-- start --

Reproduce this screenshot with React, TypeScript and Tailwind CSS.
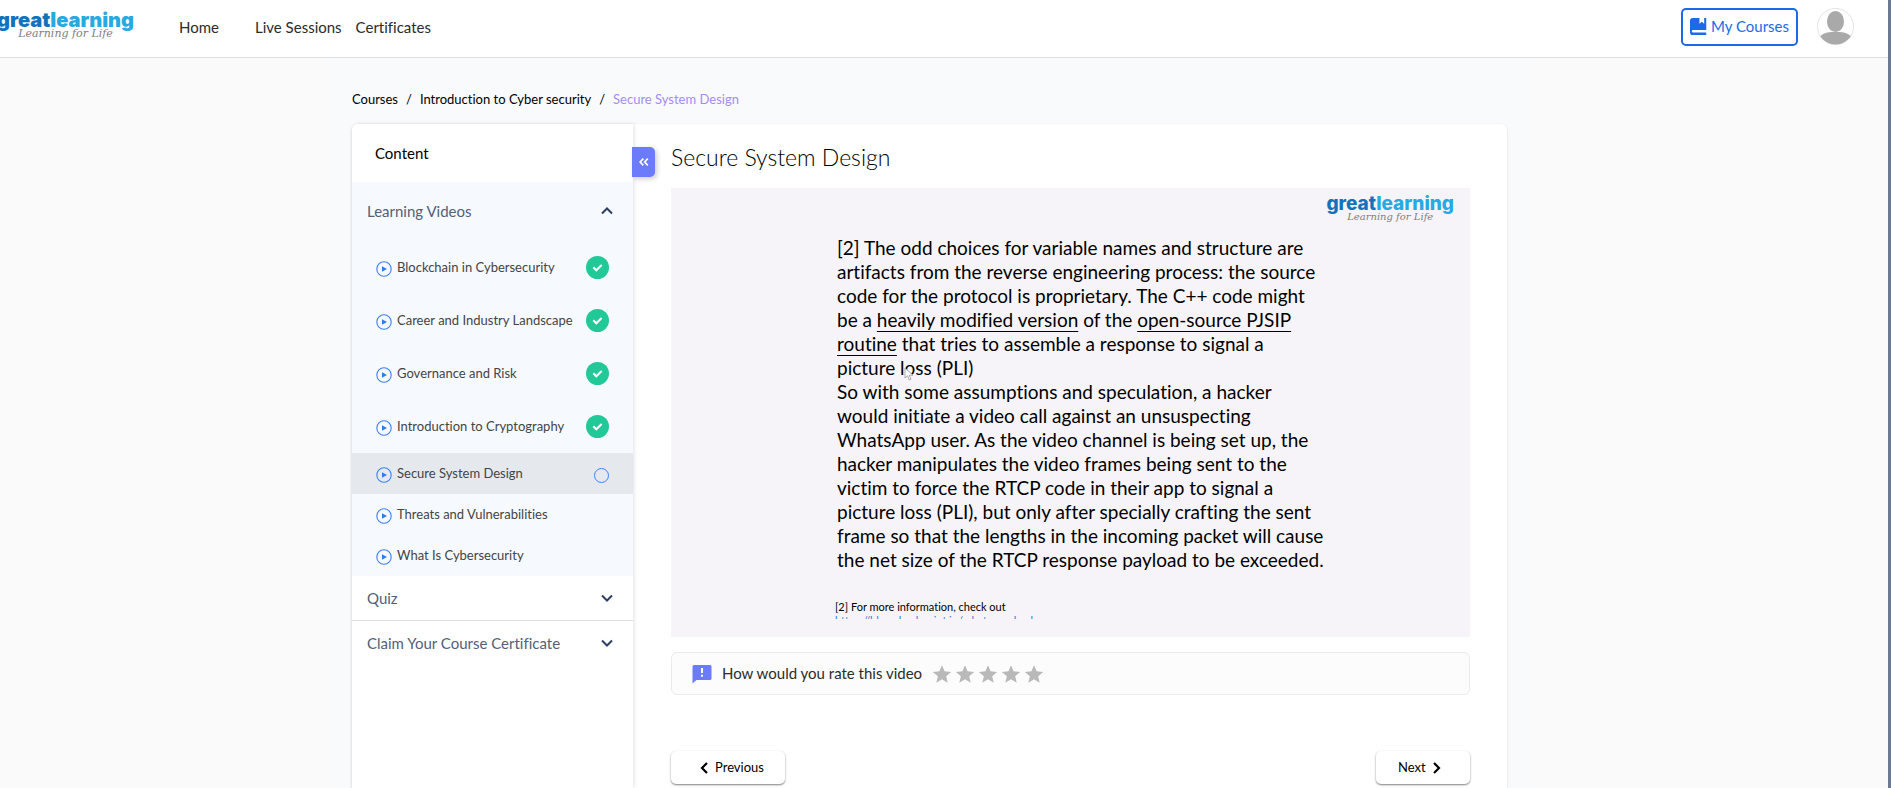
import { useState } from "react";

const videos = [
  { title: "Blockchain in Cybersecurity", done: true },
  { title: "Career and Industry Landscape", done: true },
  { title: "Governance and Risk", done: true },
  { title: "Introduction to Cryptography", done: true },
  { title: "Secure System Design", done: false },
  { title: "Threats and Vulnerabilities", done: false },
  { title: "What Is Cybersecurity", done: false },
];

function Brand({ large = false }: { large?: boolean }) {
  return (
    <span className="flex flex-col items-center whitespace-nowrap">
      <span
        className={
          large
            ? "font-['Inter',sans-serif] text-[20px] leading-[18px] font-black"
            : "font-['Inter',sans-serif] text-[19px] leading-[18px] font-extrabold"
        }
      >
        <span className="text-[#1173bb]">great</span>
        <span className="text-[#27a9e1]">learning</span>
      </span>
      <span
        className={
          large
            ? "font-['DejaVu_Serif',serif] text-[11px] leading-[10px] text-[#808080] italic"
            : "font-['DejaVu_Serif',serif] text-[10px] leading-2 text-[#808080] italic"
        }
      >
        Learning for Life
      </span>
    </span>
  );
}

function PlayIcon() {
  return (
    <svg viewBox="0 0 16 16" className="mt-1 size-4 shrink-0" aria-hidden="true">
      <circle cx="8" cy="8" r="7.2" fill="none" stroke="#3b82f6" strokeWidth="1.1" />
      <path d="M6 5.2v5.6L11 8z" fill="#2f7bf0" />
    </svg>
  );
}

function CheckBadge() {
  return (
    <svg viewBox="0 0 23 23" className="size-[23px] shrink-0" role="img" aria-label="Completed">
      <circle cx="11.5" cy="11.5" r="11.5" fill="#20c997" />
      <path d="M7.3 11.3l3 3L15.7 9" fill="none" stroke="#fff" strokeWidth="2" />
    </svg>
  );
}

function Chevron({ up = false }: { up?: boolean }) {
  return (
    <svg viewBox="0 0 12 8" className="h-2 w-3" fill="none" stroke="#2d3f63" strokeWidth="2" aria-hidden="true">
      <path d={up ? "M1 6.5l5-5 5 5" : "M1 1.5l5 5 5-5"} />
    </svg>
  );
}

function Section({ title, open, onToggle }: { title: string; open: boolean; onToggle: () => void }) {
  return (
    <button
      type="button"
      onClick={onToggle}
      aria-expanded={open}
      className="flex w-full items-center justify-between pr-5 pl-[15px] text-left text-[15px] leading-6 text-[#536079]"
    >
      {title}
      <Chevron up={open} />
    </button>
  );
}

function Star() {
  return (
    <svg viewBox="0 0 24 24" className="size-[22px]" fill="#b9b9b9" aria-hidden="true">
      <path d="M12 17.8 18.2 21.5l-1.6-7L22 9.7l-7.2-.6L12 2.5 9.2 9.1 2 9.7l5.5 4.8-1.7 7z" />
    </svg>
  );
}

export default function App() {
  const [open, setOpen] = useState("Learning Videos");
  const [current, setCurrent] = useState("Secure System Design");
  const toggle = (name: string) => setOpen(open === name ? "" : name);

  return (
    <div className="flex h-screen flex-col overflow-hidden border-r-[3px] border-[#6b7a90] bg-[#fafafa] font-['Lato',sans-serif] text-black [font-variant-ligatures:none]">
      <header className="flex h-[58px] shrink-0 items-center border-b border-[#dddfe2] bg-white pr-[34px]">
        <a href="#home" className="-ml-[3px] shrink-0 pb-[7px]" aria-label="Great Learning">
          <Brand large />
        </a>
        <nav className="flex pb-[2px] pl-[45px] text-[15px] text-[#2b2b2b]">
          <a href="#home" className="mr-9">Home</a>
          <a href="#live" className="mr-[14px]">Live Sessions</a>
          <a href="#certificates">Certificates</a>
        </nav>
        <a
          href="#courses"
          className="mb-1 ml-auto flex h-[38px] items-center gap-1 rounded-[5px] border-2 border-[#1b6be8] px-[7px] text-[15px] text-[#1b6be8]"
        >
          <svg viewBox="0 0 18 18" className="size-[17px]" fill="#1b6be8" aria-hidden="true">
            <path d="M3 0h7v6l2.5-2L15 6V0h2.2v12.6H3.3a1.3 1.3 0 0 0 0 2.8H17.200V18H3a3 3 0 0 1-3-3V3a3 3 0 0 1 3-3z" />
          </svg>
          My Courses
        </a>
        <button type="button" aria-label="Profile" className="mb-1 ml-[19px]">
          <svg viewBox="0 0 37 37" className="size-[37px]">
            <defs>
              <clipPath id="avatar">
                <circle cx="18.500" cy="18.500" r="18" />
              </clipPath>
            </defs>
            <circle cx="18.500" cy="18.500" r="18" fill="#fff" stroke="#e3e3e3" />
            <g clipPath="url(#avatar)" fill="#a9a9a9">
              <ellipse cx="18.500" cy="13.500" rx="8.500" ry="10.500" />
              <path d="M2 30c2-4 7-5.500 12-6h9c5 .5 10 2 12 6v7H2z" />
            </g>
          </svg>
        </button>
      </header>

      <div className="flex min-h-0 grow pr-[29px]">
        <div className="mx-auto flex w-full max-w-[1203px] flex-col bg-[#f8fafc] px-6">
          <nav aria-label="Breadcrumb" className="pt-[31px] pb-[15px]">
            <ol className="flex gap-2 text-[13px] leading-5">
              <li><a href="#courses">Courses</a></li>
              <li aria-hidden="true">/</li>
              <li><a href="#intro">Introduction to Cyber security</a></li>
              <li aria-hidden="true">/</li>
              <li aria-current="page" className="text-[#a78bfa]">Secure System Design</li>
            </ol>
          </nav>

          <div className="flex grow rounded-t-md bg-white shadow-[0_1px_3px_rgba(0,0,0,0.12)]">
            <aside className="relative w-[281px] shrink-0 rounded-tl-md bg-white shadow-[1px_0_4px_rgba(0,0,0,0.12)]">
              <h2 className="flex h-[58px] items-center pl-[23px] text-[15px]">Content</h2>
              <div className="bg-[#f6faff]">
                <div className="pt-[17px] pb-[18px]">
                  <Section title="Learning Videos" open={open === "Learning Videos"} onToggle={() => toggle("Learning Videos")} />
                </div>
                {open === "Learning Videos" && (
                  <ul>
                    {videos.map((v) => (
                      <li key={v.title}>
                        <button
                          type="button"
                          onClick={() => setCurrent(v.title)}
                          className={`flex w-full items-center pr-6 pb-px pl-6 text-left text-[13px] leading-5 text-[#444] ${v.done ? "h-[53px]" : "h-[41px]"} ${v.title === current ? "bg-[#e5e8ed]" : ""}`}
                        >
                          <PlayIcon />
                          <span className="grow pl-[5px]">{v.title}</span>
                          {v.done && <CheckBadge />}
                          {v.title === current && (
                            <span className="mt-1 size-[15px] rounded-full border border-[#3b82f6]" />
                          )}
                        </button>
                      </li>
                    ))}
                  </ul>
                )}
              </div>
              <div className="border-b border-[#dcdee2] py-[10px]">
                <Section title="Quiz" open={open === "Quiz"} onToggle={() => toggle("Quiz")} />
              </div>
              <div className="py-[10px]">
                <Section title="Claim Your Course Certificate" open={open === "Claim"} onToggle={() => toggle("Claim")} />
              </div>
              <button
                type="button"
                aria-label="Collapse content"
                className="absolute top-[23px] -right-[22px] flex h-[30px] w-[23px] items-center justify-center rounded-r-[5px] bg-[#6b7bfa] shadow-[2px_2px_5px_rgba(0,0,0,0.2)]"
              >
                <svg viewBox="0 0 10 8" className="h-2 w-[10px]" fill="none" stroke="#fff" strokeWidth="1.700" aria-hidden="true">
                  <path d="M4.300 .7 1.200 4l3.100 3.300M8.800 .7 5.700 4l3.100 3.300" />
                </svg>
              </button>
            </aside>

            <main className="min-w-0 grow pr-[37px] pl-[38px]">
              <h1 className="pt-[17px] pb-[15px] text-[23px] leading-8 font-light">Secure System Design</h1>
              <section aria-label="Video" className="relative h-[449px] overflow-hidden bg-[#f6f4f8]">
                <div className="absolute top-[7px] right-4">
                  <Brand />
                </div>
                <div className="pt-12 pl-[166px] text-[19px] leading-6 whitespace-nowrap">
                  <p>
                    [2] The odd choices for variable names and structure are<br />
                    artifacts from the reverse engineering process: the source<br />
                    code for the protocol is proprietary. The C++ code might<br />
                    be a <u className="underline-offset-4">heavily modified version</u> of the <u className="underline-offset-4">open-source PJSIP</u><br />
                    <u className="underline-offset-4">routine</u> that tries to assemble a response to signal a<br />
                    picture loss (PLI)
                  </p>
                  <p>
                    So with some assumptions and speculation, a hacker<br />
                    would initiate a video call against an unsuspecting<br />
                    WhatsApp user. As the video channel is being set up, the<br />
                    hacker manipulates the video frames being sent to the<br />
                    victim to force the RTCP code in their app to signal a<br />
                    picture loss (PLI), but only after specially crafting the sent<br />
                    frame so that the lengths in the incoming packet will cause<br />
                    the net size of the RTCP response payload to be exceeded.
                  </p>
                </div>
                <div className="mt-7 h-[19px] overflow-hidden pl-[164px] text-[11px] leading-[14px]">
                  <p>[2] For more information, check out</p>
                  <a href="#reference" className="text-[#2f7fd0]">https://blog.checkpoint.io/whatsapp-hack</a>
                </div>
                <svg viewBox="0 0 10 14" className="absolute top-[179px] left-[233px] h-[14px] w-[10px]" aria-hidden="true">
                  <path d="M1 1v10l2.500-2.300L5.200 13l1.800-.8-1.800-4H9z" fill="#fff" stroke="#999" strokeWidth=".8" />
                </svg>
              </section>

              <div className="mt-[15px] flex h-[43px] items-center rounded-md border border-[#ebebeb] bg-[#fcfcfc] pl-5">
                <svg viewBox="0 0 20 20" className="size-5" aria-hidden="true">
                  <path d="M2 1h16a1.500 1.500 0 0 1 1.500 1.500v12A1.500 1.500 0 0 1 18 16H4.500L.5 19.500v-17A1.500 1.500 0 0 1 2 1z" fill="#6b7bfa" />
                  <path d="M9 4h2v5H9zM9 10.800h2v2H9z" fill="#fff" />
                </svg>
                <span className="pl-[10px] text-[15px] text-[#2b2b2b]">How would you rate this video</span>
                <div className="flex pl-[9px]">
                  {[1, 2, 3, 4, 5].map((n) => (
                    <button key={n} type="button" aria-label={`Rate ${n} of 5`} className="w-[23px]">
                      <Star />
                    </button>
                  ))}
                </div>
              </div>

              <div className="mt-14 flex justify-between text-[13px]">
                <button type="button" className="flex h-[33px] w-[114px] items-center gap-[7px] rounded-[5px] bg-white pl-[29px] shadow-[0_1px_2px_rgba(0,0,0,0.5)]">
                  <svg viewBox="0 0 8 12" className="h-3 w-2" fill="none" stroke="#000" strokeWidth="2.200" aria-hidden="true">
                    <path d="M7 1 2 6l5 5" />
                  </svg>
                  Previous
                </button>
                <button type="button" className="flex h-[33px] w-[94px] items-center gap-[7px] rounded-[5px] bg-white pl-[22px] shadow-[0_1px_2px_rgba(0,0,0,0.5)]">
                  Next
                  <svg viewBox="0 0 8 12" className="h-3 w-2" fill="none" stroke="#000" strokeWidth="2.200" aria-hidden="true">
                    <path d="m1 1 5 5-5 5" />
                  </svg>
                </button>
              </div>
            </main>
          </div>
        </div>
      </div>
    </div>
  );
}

-- end --

### [Requirements]
Within the listing above, find every line containing the string "this" and return it.

### [Correct output]
Reproduce this screenshot with React, TypeScript and Tailwind CSS.
                <span className="pl-[10px] text-[15px] text-[#2b2b2b]">How would you rate this video</span>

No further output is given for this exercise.